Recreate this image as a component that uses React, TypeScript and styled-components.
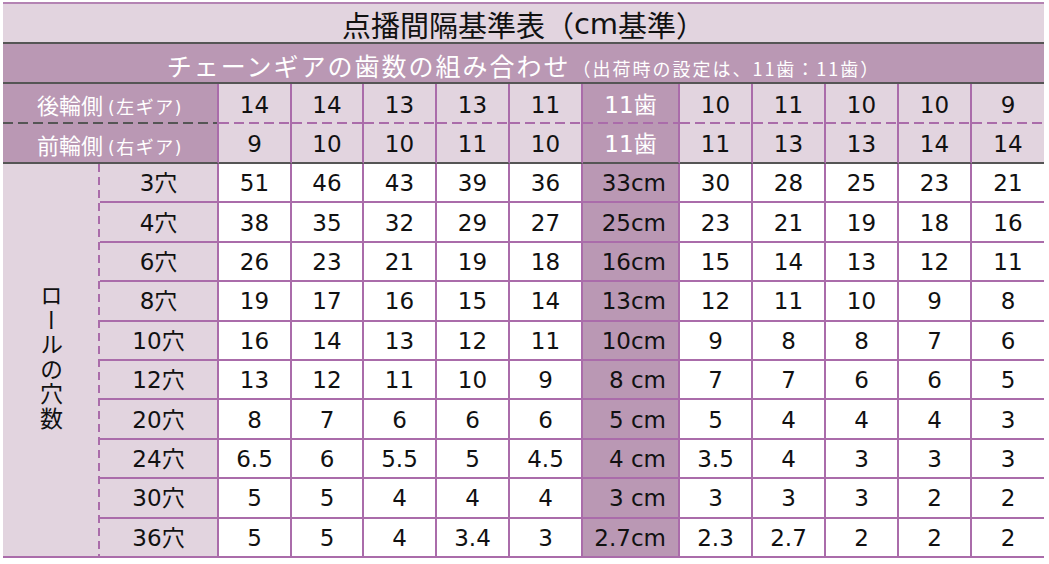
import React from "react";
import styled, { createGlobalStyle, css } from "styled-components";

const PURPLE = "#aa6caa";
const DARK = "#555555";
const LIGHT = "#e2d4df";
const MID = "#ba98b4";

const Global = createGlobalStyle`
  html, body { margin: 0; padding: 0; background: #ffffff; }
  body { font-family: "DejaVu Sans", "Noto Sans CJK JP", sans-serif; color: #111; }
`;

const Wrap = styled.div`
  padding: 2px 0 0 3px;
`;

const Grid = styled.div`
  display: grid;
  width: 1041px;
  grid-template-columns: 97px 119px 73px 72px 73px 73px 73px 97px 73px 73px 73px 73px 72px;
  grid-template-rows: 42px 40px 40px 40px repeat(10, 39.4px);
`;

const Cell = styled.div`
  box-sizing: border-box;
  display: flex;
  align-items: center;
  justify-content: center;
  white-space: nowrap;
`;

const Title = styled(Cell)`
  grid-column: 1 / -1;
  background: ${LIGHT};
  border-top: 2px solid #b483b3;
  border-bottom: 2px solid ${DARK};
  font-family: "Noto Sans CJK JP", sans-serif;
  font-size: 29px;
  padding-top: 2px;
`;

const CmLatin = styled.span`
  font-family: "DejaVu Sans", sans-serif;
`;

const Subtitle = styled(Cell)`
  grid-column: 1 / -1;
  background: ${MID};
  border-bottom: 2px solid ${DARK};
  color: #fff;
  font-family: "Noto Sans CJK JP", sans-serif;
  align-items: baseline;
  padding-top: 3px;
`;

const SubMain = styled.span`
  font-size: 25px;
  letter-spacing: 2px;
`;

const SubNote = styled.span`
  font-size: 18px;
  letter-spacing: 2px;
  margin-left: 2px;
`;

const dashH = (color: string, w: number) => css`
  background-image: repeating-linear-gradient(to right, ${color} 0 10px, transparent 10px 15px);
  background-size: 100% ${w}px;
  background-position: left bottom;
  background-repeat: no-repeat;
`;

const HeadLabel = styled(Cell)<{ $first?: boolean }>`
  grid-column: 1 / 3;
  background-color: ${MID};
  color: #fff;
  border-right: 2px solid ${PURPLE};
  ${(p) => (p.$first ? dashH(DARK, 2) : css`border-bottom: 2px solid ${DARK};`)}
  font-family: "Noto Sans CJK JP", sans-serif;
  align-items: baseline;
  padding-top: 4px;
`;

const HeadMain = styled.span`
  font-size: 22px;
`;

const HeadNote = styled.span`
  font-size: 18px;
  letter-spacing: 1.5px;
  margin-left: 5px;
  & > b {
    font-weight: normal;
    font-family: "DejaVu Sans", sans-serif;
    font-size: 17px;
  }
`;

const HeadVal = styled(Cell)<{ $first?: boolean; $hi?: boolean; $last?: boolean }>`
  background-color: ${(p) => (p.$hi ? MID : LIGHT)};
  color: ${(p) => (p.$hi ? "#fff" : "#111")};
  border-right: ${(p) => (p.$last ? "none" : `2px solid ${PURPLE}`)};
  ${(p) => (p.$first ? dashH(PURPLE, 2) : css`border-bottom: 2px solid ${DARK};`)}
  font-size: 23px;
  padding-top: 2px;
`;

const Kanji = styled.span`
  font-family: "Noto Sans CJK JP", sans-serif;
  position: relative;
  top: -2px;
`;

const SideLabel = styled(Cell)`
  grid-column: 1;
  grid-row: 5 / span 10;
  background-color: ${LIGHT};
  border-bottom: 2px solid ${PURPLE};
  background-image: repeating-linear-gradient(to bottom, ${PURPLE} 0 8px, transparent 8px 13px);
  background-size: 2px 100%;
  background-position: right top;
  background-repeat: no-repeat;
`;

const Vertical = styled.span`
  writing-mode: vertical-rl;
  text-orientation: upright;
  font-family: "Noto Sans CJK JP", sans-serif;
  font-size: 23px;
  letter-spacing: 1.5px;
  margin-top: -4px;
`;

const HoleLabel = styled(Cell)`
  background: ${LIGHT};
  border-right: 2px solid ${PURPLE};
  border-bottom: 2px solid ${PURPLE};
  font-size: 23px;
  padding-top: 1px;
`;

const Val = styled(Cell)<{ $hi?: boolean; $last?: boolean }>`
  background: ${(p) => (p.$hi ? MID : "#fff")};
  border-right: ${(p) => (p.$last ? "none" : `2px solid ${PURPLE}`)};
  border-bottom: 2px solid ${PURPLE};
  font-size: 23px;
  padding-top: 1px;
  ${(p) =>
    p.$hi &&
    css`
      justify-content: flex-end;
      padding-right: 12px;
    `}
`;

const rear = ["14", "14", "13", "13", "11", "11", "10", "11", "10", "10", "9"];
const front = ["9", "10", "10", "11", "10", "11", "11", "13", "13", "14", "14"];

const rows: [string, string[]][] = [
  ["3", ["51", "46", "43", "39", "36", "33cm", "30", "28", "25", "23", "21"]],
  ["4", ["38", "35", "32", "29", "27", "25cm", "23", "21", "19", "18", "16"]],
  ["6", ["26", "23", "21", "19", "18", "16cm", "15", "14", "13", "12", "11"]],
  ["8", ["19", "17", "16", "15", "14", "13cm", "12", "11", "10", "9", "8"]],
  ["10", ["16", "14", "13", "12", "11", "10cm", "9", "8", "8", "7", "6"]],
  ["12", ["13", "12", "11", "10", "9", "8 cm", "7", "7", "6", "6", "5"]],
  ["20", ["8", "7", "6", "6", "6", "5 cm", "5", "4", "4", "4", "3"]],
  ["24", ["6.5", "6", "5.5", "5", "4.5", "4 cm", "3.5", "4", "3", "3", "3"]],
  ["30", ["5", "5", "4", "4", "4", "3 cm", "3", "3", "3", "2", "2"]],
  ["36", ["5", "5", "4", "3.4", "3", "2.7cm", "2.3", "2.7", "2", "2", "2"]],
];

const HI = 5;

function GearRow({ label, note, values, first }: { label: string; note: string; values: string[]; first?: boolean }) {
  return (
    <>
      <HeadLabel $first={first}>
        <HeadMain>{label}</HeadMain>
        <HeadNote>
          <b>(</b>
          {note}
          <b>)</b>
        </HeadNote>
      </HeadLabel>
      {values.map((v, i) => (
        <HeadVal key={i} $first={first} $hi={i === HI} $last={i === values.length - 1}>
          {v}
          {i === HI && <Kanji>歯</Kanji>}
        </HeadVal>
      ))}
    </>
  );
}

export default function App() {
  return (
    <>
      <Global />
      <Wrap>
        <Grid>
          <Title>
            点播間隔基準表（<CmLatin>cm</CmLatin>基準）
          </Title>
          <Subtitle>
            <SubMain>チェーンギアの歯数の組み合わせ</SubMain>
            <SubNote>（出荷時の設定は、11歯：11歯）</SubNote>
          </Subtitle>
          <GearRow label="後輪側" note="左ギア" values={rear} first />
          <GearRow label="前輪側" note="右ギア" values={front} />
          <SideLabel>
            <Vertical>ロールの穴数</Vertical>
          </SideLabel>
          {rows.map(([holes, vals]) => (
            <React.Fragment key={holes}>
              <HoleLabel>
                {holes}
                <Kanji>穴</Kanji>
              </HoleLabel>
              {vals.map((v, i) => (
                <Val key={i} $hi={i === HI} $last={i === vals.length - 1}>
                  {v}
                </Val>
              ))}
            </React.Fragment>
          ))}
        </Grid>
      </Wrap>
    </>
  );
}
——————
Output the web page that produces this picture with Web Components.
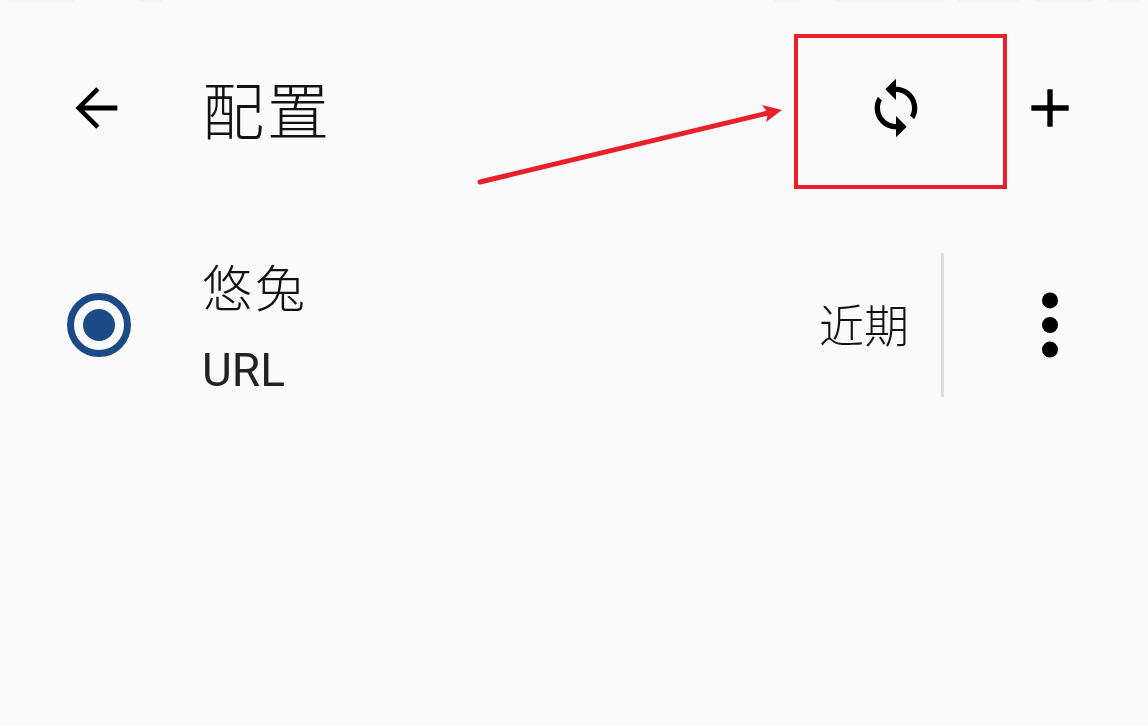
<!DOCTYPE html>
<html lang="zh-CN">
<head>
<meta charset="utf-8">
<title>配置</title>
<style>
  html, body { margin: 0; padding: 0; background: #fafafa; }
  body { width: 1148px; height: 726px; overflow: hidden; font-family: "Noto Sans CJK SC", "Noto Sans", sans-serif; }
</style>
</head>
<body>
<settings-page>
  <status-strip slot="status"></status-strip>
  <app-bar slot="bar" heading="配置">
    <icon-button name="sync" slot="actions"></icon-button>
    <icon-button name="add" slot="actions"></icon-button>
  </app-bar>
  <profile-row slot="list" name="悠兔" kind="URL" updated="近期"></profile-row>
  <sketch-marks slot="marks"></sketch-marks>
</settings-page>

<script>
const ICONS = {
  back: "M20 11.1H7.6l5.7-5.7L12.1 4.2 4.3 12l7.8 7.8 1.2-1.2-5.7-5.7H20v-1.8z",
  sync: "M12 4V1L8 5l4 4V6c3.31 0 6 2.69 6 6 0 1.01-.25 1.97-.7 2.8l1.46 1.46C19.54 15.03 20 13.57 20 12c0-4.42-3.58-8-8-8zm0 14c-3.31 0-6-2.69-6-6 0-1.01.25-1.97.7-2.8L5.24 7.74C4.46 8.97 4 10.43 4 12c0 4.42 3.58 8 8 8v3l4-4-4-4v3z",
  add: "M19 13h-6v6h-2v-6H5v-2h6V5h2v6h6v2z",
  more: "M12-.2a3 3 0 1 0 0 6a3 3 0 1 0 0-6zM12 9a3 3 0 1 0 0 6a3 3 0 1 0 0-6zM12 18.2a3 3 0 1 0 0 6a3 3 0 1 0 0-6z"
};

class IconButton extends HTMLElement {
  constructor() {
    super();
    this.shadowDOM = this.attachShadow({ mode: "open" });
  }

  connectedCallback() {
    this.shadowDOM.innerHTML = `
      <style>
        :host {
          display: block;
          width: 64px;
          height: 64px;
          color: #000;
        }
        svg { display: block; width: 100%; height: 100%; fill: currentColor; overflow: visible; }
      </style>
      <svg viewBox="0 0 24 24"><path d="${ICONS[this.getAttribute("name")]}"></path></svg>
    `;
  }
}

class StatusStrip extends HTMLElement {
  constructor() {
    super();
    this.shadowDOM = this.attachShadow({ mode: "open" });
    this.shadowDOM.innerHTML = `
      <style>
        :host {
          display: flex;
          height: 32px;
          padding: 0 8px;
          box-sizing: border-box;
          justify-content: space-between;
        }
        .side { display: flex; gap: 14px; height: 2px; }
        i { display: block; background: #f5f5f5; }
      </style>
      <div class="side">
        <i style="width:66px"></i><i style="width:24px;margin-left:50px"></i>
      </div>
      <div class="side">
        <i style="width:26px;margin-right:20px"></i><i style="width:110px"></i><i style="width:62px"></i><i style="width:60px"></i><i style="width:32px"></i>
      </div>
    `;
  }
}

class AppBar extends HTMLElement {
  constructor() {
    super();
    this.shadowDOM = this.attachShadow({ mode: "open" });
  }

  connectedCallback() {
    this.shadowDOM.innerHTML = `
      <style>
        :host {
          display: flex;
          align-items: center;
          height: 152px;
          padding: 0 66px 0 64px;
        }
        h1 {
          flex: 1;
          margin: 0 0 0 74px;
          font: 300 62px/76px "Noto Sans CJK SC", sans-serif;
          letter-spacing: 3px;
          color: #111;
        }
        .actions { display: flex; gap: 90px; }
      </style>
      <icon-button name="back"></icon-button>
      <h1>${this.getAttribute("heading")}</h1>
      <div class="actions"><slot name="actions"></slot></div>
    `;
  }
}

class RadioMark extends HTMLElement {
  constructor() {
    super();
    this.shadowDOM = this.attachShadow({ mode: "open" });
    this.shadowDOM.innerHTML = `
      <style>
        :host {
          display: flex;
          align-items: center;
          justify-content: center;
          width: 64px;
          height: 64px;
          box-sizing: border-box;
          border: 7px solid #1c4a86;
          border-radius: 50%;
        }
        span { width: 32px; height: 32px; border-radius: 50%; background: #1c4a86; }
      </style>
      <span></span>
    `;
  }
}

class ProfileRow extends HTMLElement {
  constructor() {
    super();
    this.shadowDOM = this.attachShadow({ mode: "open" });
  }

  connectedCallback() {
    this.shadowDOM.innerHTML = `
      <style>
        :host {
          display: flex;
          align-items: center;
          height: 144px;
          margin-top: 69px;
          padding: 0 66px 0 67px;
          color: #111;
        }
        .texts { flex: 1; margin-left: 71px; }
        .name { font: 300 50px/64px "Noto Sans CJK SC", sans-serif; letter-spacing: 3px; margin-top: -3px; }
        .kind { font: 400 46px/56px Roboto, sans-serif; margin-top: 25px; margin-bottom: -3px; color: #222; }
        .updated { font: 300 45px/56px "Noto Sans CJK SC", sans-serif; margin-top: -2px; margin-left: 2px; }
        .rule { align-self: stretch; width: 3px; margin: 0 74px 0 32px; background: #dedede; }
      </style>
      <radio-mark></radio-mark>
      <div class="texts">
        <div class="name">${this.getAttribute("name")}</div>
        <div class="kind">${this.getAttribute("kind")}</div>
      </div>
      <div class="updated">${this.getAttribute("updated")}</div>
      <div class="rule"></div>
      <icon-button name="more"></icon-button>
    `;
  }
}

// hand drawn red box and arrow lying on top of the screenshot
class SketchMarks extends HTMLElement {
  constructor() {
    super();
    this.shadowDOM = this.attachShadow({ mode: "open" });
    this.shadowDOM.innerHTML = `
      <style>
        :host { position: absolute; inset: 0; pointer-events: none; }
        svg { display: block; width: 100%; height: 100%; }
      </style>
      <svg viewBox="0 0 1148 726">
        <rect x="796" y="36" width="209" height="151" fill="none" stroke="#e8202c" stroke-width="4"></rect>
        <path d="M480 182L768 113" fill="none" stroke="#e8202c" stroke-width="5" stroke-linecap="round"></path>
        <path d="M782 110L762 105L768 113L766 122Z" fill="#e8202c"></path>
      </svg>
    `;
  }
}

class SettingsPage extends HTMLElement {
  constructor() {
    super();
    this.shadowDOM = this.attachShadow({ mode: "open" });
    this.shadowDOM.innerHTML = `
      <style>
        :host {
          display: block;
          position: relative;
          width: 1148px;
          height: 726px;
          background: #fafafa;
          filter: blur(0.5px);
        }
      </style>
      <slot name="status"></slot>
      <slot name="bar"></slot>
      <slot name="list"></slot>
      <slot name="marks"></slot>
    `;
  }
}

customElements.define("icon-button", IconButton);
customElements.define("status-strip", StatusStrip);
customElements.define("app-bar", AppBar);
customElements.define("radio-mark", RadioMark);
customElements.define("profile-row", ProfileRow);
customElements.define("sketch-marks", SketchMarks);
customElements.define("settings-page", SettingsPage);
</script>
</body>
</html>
——————
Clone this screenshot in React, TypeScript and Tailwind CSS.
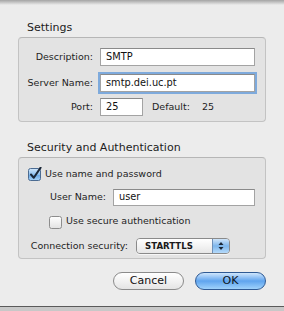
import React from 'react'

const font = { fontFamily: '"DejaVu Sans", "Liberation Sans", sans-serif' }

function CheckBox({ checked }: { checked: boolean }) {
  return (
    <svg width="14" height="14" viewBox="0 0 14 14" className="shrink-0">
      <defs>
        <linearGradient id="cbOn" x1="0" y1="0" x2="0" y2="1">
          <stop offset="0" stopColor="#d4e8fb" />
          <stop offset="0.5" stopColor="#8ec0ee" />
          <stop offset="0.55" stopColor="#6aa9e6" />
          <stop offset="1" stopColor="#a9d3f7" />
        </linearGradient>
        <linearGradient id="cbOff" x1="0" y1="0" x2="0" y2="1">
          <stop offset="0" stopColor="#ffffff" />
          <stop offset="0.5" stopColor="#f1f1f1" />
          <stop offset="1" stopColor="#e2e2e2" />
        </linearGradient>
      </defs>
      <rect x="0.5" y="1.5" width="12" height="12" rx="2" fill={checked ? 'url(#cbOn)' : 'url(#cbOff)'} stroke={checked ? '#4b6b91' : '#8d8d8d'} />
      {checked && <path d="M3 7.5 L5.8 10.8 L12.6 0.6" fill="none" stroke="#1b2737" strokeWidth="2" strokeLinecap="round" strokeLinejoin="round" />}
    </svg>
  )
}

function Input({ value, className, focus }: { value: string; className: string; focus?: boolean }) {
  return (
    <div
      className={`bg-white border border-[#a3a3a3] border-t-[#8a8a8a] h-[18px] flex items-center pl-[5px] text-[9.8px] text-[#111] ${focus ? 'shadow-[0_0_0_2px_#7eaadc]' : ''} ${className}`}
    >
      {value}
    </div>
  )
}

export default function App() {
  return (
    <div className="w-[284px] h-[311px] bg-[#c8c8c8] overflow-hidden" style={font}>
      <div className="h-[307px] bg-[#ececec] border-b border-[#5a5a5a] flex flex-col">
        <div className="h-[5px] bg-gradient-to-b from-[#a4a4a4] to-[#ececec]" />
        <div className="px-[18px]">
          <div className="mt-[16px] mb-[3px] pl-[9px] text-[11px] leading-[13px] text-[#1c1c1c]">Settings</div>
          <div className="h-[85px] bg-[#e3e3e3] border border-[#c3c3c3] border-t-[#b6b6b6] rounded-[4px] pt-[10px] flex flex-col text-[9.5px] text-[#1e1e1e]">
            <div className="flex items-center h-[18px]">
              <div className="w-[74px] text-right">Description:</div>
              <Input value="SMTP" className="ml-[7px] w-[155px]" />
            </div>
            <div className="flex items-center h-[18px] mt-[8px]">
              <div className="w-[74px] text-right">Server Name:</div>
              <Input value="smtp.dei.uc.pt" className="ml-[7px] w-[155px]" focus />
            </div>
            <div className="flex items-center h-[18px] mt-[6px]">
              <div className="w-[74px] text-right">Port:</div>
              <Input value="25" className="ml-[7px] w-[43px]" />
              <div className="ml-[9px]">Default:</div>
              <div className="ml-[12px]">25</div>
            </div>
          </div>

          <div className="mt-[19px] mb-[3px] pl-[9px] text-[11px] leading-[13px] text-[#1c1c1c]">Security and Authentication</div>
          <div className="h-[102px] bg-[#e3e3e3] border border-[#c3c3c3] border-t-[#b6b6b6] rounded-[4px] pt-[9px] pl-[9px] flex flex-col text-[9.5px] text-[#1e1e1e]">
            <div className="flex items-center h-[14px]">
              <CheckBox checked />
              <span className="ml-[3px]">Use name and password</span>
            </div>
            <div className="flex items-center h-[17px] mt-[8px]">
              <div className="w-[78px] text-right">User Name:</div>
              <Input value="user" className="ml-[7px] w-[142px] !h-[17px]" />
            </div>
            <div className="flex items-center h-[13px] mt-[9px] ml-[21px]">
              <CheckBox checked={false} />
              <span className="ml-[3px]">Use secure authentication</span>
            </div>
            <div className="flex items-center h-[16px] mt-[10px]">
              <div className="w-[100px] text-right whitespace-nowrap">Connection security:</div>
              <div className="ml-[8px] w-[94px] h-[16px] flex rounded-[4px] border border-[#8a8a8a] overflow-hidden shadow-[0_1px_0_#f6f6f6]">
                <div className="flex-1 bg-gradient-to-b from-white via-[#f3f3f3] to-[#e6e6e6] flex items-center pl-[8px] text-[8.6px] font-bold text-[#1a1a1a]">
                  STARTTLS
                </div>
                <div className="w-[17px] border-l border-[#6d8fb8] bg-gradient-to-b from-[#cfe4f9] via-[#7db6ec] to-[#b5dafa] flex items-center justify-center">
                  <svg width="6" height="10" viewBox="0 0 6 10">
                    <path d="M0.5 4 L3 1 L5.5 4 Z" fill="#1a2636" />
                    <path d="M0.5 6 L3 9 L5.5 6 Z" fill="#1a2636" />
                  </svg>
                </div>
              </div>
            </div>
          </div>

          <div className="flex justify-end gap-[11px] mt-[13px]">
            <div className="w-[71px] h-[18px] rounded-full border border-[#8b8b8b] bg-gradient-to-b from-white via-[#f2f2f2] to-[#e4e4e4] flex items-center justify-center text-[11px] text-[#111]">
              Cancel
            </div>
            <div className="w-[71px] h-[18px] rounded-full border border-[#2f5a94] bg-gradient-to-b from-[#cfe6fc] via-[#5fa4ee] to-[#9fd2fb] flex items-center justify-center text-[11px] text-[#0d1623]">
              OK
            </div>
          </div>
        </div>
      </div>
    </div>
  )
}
——————
**The request:** Where a line holds "React", copy that line.

**The response:**
Recreate this image as a component that uses React, TypeScript and styled-components.
import React from "react";
            <React.Fragment key={holes}>
            </React.Fragment>
Clone this screenshot in React, TypeScript and Tailwind CSS.
import React from 'react'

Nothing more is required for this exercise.